WinZO’s contemporaries fret that regulators will now look at all “skill” game platforms through a criminal lens. If the government pushes PROGA through, every startup that relied on contests for money prizes could see its model upended overnight. Indeed, some experts warn of a chilling effect: investor funds might shift away from gaming startups to safer bets, or companies may hasten pivots away from any real-money element.

Yet, long term, some see a silver lining. A cleaned-up market, even if smaller, can only help legitimate players. Dream11 and MPL, popular fantasy-sports giants have already touted themselves as responsible, fully compliant platforms. They argue that WinZO was an outlier bad actor, and that the rest of the sector can survive tougher rules if it means consumer trust is restored.

New regulations could impose true escrow systems (so withdrawal caps are transparent and contest rules are fair), strict algorithm audits, and clear redressal channels. In that sense, the WinZO fallout is a gruesome stress test, and if handled transparently, might force the industry to finally professionalize and self-regulate. Otherwise, every gleaming new “play-and-earn” startup runs the risk of sudden scrutiny.

Historically, financial manias and busts share familiar patterns: exuberance, opacity and then a brutal correction. WinZO’s crash has shades of the dot-com bubble, or more aptly, the gambling scandals of yesteryear. It recalls past episodes where regulatory arbitrage, exploiting loopholes in technology and law ended in a crack of thunder. One thinks of cases like Paytm First Games facing share trading allegations in 2023, or global incidents where sports betting apps got accused of fraud.

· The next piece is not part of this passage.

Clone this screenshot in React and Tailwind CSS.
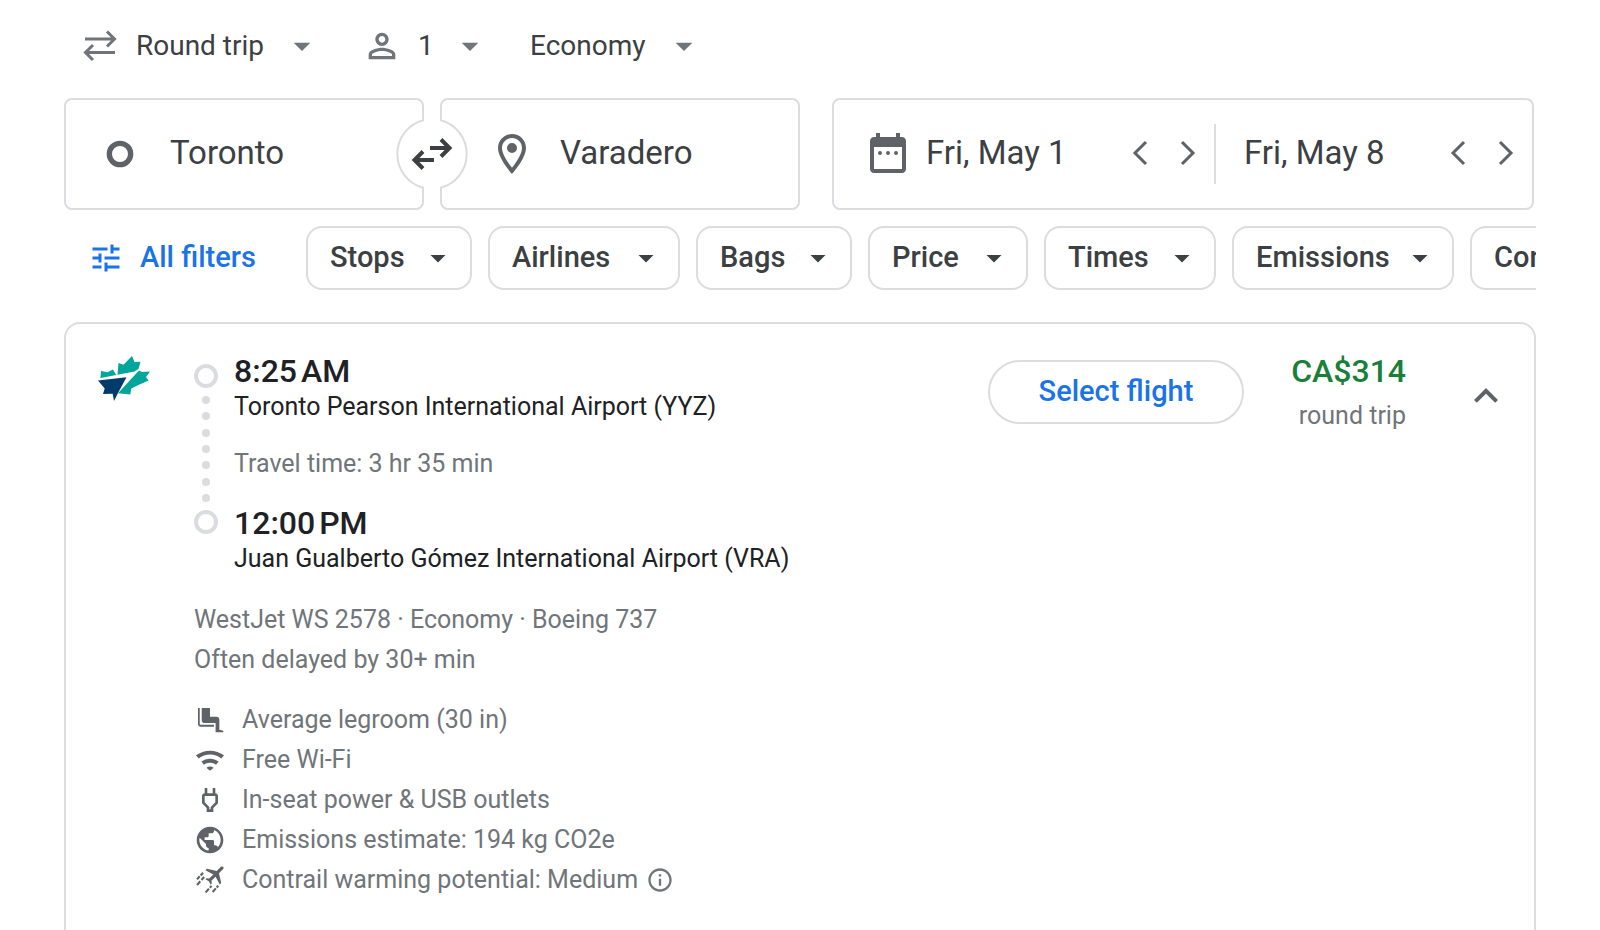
import React, { useState } from 'react';

const ROBOTO = "font-['Roboto','Liberation_Sans',sans-serif]";

const filters = [
  { label: 'Stops', width: 'w-[166px]' },
  { label: 'Airlines', width: 'w-48' },
  { label: 'Bags', width: 'w-[156px]' },
  { label: 'Price', width: 'w-40' },
  { label: 'Times', width: 'w-[172px]' },
  { label: 'Emissions', width: 'w-[222px]' },
  { label: 'Connecting airports', width: 'w-[340px]' },
];

// Material icon outlines, 24 unit grid
const paths = {
  dropDown: 'M7 10l5 5 5-5z',
  person:
    'M12 6c1.1 0 2 .9 2 2s-.9 2-2 2-2-.9-2-2 .9-2 2-2m0 9c2.7 0 5.8 1.29 6 2v1H6v-.99c.2-.72 3.3-2.01 6-2.01m0-11C9.79 4 8 5.79 8 8s1.79 4 4 4 4-1.79 4-4-1.79-4-4-4zm0 9c-2.67 0-8 1.34-8 4v3h16v-3c0-2.66-5.33-4-8-4z',
  pin: 'M12 2C8.1 2 5 5.1 5 9c0 5.3 7 13 7 13s7-7.7 7-13c0-3.9-3.1-7-7-7zM7 9c0-2.8 2.2-5 5-5s5 2.2 5 5c0 2.9-2.9 7.2-5 9.9-2.1-2.7-5-7-5-9.9zM14.5 9a2.5 2.5 0 1 1-5 0 2.5 2.5 0 0 1 5 0z',
  calendar:
    'M19 4h-1V2h-2v2H8V2H6v2H5c-1.1 0-2 .9-2 2v14c0 1.1.9 2 2 2h14c1.1 0 2-.9 2-2V6c0-1.1-.9-2-2-2zm0 16H5V9h14v11zM9 12a1 1 0 1 1-2 0 1 1 0 0 1 2 0zM13 12a1 1 0 1 1-2 0 1 1 0 0 1 2 0zM17 12a1 1 0 1 1-2 0 1 1 0 0 1 2 0z',
  tune: 'M3 17v2h6v-2H3zM3 5v2h10V5H3zm10 16v-2h8v-2h-8v-2h-2v6h2zM7 9v2H3v2h4v2h2V9H7zm14 4v-2H11v2h10zm-6-4h2V7h4V5h-4V3h-2v6z',
  expandLess: 'M12 8l-6 6 1.41 1.41L12 10.83l4.59 4.58L18 14z',
  legroom:
    'M3 3h1.3v12c0 .3.2.5.5.5H15V17H5c-1.1 0-2-.9-2-2zM5.8 3H12v6.5h5c1.1 0 2 .9 2 2v7.8l3 .7v1.2h-5.8V14.3H8c-1.2 0-2.2-1-2.2-2.2z',
  wifi: 'M1.5 8.5l2 2.3c4.9-3.8 12.1-3.8 17 0l2-2.3C16.4 3.8 7.6 3.8 1.5 8.5zM5.5 13.2l2 2.3c2.7-1.9 6.3-1.9 9 0l2-2.3c-3.8-2.9-9.2-2.9-13 0zM9.3 17.8L12 20l2.7-2.2c-1.5-1.2-3.9-1.2-5.4 0z',
  power:
    'M16 7V3h-2v4h-4V3H8v4h-.01C6.99 6.99 6 7.99 6 8.99v5.49L9.5 18v3h5v-3l3.5-3.51v-5.5c0-1-1-2-2-1.99zm0 6.66l-3.5 3.51V19h-1v-1.83L8 13.65V9h8v4.66z',
  globe:
    'M12 2C6.48 2 2 6.48 2 12s4.48 10 10 10 10-4.48 10-10S17.52 2 12 2zM4 12c0-.61.08-1.21.21-1.78L8.99 15v1c0 1.1.9 2 2 2v1.93C7.06 19.43 4 16.07 4 12zm13.89 5.4c-.26-.81-1-1.4-1.9-1.4h-1v-3c0-.55-.45-1-1-1h-6v-2h2c.55 0 1-.45 1-1V7h2c1.1 0 2-.9 2-2v-.41C17.92 5.77 20 8.65 20 12c0 2.08-.81 3.98-2.11 5.4z',
  info: 'M11 7h2v2h-2zM11 11h2v6h-2zM12 2C6.48 2 2 6.48 2 12s4.48 10 10 10 10-4.48 10-10S17.52 2 12 2zm0 18c-4.41 0-8-3.59-8-8s3.59-8 8-8 8 3.59 8 8-3.59 8-8 8z',
};

function Icon({ name, className }) {
  return (
    <svg viewBox="0 0 24 24" fill="currentColor" aria-hidden="true" className={`shrink-0 ${className}`}>
      <path fillRule={name === 'pin' || name === 'calendar' ? 'evenodd' : 'nonzero'} d={paths[name]} />
    </svg>
  );
}

function ContrailIcon({ className }) {
  return (
    <svg viewBox="0 0 24 24" aria-hidden="true" className={`shrink-0 ${className}`}>
      <path
        transform="translate(16.2 7.8) rotate(45) scale(.8) translate(-11.5 -12)"
        fill="currentColor"
        d="M21 16v-2l-8-5V3.5c0-.83-.67-1.5-1.5-1.5S10 2.67 10 3.5V9l-8 5v2l8-2.5V19l-2 1.5V22l3.5-1 3.5 1v-1.5L13 19v-5.5l8 2.5z"
      />
      <path
        d="M2.3 11.5l2-2.3M5 8.6l1.8-2M2.3 15.7l2.4-2.7M5.6 12l2-2.3M8.7 21.3l2.5-2.7M11.9 17.8l1.3-1.4M14 21l2.4-2.7M17 17.6l1.2-1.3"
        stroke="currentColor"
        strokeWidth="1.6"
        fill="none"
      />
    </svg>
  );
}

function WestJetLogo() {
  return (
    <svg viewBox="0 0 52 45" role="img" aria-label="WestJet" className="w-[52px] shrink-0">
      <path fill="#00a59b" d="M2.5 22l.5-7 6.500 1.200L15 13.500l3 5.200h1.500L20.500 7l5 1.700L34 0l2.500 6 6-.3-2 7.300-4 2.500z" />
      <path fill="#00a59b" d="M41 14.500l3 1.500 8-.5-4 5.500 2.500 3.500-9 4-8.200 4-1 6-12.300-1.300z" />
      <path fill="#003b6b" d="M0 24.500l28.500-3.300L20.500 36 16 45l-1.300-7.300L5 38l1.700-5.500z" />
    </svg>
  );
}

function Chevron({ direction }) {
  return (
    <svg viewBox="0 0 48 48" fill="none" stroke="currentColor" strokeWidth="3" aria-hidden="true" className="w-12">
      <path d={direction === 'left' ? 'M30 13L19 24l11 11' : 'M18 13l11 11-11 11'} />
    </svg>
  );
}

function HeaderSelect({ label, options, className }) {
  const [value, setValue] = useState(options[0]);
  return (
    <div className="relative flex items-center text-[#3c4043]">
      <select
        aria-label={label}
        value={value}
        onChange={(e) => setValue(e.target.value)}
        className={`appearance-none bg-transparent text-[28px] leading-10 outline-none ${className}`}
      >
        {options.map((option) => (
          <option key={option}>{option}</option>
        ))}
      </select>
      <Icon name="dropDown" className="pointer-events-none absolute right-0 w-10 text-[#70757a]" />
    </div>
  );
}

function DateField({ label, value }) {
  return (
    <>
      <input
        aria-label={label}
        defaultValue={value}
        className="w-0 min-w-0 flex-1 bg-transparent text-[33px] outline-none"
      />
      <div className="flex text-[#5f6368]">
        <button type="button" aria-label={`${label}, one day earlier`}>
          <Chevron direction="left" />
        </button>
        <button type="button" aria-label={`${label}, one day later`}>
          <Chevron direction="right" />
        </button>
      </div>
    </>
  );
}

function Stop({ time, airport }) {
  return (
    <div className="text-[#202124]">
      <p className="text-[32px] leading-[38px] font-medium">{time}</p>
      <p className="text-[25px] leading-[34px]">{airport}</p>
    </div>
  );
}

function Amenity({ icon, children }) {
  return (
    <li className="flex items-center gap-4">
      {icon === 'contrail' ? (
        <ContrailIcon className="w-8 text-[#5f6368]" />
      ) : (
        <Icon name={icon} className="w-8 text-[#5f6368]" />
      )}
      <span className="flex items-center gap-2">{children}</span>
    </li>
  );
}

export default function App() {
  const [places, setPlaces] = useState({ from: 'Toronto', to: 'Varadero' });
  const [open, setOpen] = useState(true);

  return (
    <div className={`flex h-screen flex-col overflow-hidden bg-white px-16 ${ROBOTO}`}>
      <header className="flex items-center pt-[26px] pl-[18px]">
        <svg viewBox="0 0 36 36" fill="none" stroke="#70757a" strokeWidth="3" aria-hidden="true" className="w-9">
          <path d="M3 11h29M25 3.5l7.5 7.5-7.5 7.5M33 24.5H4M11 17l-7.5 7.5L11 32" />
        </svg>
        <div className="pl-[18px]">
          <HeaderSelect label="Trip type" options={['Round trip', 'One way', 'Multi-city']} className="w-[186px]" />
        </div>
        <button type="button" aria-label="1 passenger" className="ml-10 flex items-center text-[28px] leading-10 text-[#3c4043]">
          <Icon name="person" className="w-10 text-[#70757a]" />
          <span className="w-8 pl-4 text-left">1</span>
          <Icon name="dropDown" className="ml-4 w-10 text-[#70757a]" />
        </button>
        <div className="pl-10">
          <HeaderSelect
            label="Cabin"
            options={['Economy', 'Premium economy', 'Business', 'First']}
            className="w-[174px]"
          />
        </div>
      </header>

      <main className="flex min-h-0 flex-1 flex-col pt-8">
        <form
          className="grid grid-cols-[736fr_702fr] gap-8 pr-[2px] text-[#3c4043]"
          onSubmit={(e) => e.preventDefault()}
        >
          <div className="relative grid grid-cols-2 gap-4">
            <label className="flex h-28 items-center gap-[34px] rounded-lg border-2 border-[#dadce0] pr-12 pl-[38px]">
              <svg viewBox="0 0 24 24" aria-hidden="true" className="w-8 shrink-0">
                <circle cx="12" cy="12" r="8" fill="none" stroke="#5f6368" strokeWidth="4" />
              </svg>
              <input
                aria-label="Where from?"
                value={places.from}
                onChange={(e) => setPlaces({ ...places, from: e.target.value })}
                className="w-0 flex-1 bg-transparent pb-[2px] text-[33px] outline-none"
              />
            </label>
            <label className="flex h-28 items-center gap-6 rounded-lg border-2 border-[#dadce0] pr-4 pl-[46px]">
              <Icon name="pin" className="w-12 text-[#5f6368]" />
              <input
                aria-label="Where to?"
                value={places.to}
                onChange={(e) => setPlaces({ ...places, to: e.target.value })}
                className="w-0 flex-1 bg-transparent pb-[2px] text-[33px] outline-none"
              />
            </label>
            <button
              type="button"
              aria-label="Swap origin and destination"
              onClick={() => setPlaces({ from: places.to, to: places.from })}
              className="absolute top-1/2 left-1/2 -translate-1/2"
            >
              <svg viewBox="0 0 72 72" fill="none" aria-hidden="true" className="w-[72px]">
                <circle cx="36" cy="36" r="35" fill="#fff" />
                <path d="M28 2a35 35 0 0 0 0 68M44 2a35 35 0 0 1 0 68" stroke="#dadce0" strokeWidth="2" />
                <path
                  d="M34 30h19M45 21.5l8.5 8.5-8.5 8.5M38 42H19M27 33.5L18.5 42l8.5 8.5"
                  stroke="#3c4043"
                  strokeWidth="4"
                />
              </svg>
            </button>
          </div>
          <div className="grid h-28 grid-cols-[382fr_316fr] items-center rounded-lg border-2 border-[#dadce0]">
            <div className="flex h-[60px] items-center border-r-2 border-[#dadce0] pr-[2px] pb-[2px] pl-[30px]">
              <Icon name="calendar" className="mr-[14px] w-12 text-[#5f6368]" />
              <DateField label="Departure" value="Fri, May 1" />
            </div>
            <div className="flex h-[60px] items-center pr-[2px] pb-[2px] pl-7">
              <DateField label="Return" value="Fri, May 8" />
            </div>
          </div>
        </form>

        <div className="mt-4 flex h-16 shrink-0 items-center gap-4 overflow-hidden text-[29px] font-medium text-[#3c4043]">
          <button type="button" className="flex w-[226px] shrink-0 items-center gap-4 pl-6 text-[#1a73e8]">
            <Icon name="tune" className="w-9" />
            All filters
          </button>
          {filters.map((filter) => (
            <button
              key={filter.label}
              type="button"
              aria-haspopup="dialog"
              className={`flex h-16 shrink-0 items-center justify-between rounded-2xl border-2 border-[#dadce0] pr-[14px] pl-[22px] ${filter.width}`}
            >
              {filter.label}
              <Icon name="dropDown" className="w-9" />
            </button>
          ))}
        </div>

        <article className="mt-8 flex flex-1 items-start rounded-t-2xl border-2 border-b-0 border-[#dadce0] pt-7 pl-8 text-[25px] text-[#70757a]">
          <div className="w-24 pt-1">
            <WestJetLogo />
          </div>

          <div className="flex-1">
            <div className="flex gap-4">
              <div className="flex w-6 flex-col items-center gap-2 pt-3 pb-[42px]">
                <span className="size-6 rounded-full border-4 border-[#dadce0]" />
                <div className="flex flex-1 flex-col justify-between">
                  {Array.from({ length: 7 }, (_, i) => (
                    <span key={i} className="size-2 rounded-full bg-[#dadce0]" />
                  ))}
                </div>
                <span className="size-6 rounded-full border-4 border-[#dadce0]" />
              </div>
              <div className="flex flex-col gap-6">
                <Stop time={'8:25\u202fAM'} airport="Toronto Pearson International Airport (YYZ)" />
                <p className="leading-8">Travel time: 3 hr 35 min</p>
                <Stop time={'12:00\u202fPM'} airport="Juan Gualberto Gómez International Airport (VRA)" />
              </div>
            </div>

            <div className="pt-6 leading-10">
              <p>WestJet WS 2578 · Economy · Boeing 737</p>
              <p>Often delayed by 30+ min</p>
            </div>

            {open && (
              <ul className="pt-5 leading-10">
                <Amenity icon="legroom">Average legroom (30 in)</Amenity>
                <Amenity icon="wifi">Free Wi-Fi</Amenity>
                <Amenity icon="power">In-seat power &amp; USB outlets</Amenity>
                <Amenity icon="globe">Emissions estimate: 194 kg CO2e</Amenity>
                <Amenity icon="contrail">
                  Contrail warming potential: Medium
                  <button type="button" aria-label="About contrail warming potential">
                    <Icon name="info" className="w-7 text-[#70757a]" />
                  </button>
                </Amenity>
              </ul>
            )}
          </div>

          <button
            type="button"
            className="mt-2 h-16 w-64 rounded-full border-2 border-[#dadce0] text-[29px] font-medium text-[#1a73e8]"
          >
            Select flight
          </button>
          <div className="w-[162px] text-right">
            <p className="text-[32px] leading-[38px] font-medium text-[#188038]">CA$314</p>
            <p className="pt-[6px] leading-10">round trip</p>
          </div>
          <button
            type="button"
            aria-label="Flight details"
            aria-expanded={open}
            onClick={() => setOpen(!open)}
            className="mt-5 mr-6 ml-14 text-[#5f6368]"
          >
            <Icon name="expandLess" className="w-12" />
          </button>
        </article>
      </main>
    </div>
  );
}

Each time, the arc is eerily similar, where we could see hype, naive investments, a scandal, and then years of caution. The prophesied lesson is clear for the digital economy: unchecked innovation in the pursuit of quick returns is a high-stakes gamble. If history is a guide, we may next see a wave of consolidation: smaller players exit or merge, well-funded ones raise even more for compliance, and some ashes of failed startups drift away.

For now, the WinZO story remains a riveting, cautionary saga. It underscores the human element that can get lost in tech cheerleading: real people losing life savings, chasing a gaming app’s promise. It highlights how sensational growth metrics can distract even seasoned investors. And it affirms that regulators, when they act decisively, can upend entire industries in pursuit of consumer protection. The only winners so far seem to be the bold attorneys and investigators citing documentaries about fixed horse races – suddenly, fixing an online Ludo game might fetch them the next Pulitzers. In the end, WinZO’s collapse offers a grim reminder: when you combine greed, hubris and luck, someone’s likely to be left holding a losing ticket.